NOTE 5 - NEW ACCOUNTING STANDARD
In June 1998, the FASB issued Statement of Financial Accounting Standard No.
133, "Accounting for Derivative Instruments and Hedging Activities," (SFAS No.
133) which establishes accounting and reporting standards for derivative
instruments, and for hedging activities. It requires that an entity recognizes
all derivatives as either assets or liabilities in the statement of financial
position and measure those instruments at fair value. The Company will adopt
SFAS No. 133 as required for its second quarterly filing in fiscal 2001. The
Company currently does not hold any instruments which would be affected by SFAS
No. 133.
In December 1999, the Securities and Exchange Commission issued Staff Accounting
Bulletin No. 101 ("SAB 101"), Revenue Recognition in Financial Statements.
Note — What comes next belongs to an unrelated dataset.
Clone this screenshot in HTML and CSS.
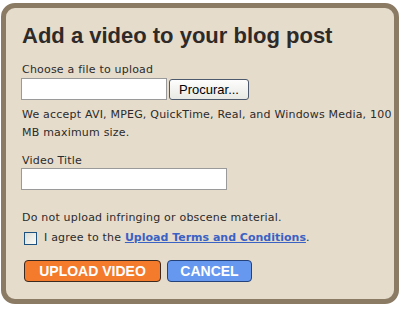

SAB
101 provides guidance for revenue recognition under certain circumstances. SAB
101 is effective for the Company's fiscal year ending February 28, 2001.
Implementation of SAB 101 is not expected to require the Company to change
existing revenue recognition policies and therefore is not expected to have a
material effect on the Company's financial position or results of operations.
NOTE 6 - INSTRUMENTS AND MATERIALS DISCONTINUED OPERATIONS
On August 18, 1999, pursuant to the terms of an Asset Purchase Agreement dated
as of June 1, 1999 by and among Oryx Technology Corp. ("Oryx") and Oryx Advanced
Materials Inc. ("OAMI"), Oryx sold to OAMI certain specified assets associated
with Oryx' carbon target assembly manufacturing and related materials coating
business (the "Materials" business) for a cash payment of $400,000 and the
assumption of substantially all of the liabilities associated with such
business. The Company retained ownership of approximately $280,000 in accounts
receivable balances relating to the Materials business subsequent to the
disposition. In addition, Oryx licensed to OAMI certain patents and other
technology associated with the purchased assets. OAMI will pay Oryx royalty
payments over ten years, with a maximum royalty payment of $2.2 million for the
first three years, based on OAMI's gross profits. As of February 29, 2000, the
Company has received and recognized $249,000 in royalty payments from OAMI for
fiscal 2000. No payments were received from OAMI during the three month period
ended May 31, 2000.
In addition, on February 27, 1998, Corus Investments Ltd., a Bahamas Company,
acquired 8,000,000 shares of the authorized Class A Common Stock of Oryx
Instruments and Materials Corporation (the "Instruments" business) for a
purchase price of $500,000 (the "Sale"). Prior to the Sale, Instruments was a
wholly owned subsidiary of the Company. As part of the Sale, Instruments
redeemed 8,000,000 of the 10,000,000 shares of Class A Common Stock held by the
Company for an aggregate redemption price of $1,500,000.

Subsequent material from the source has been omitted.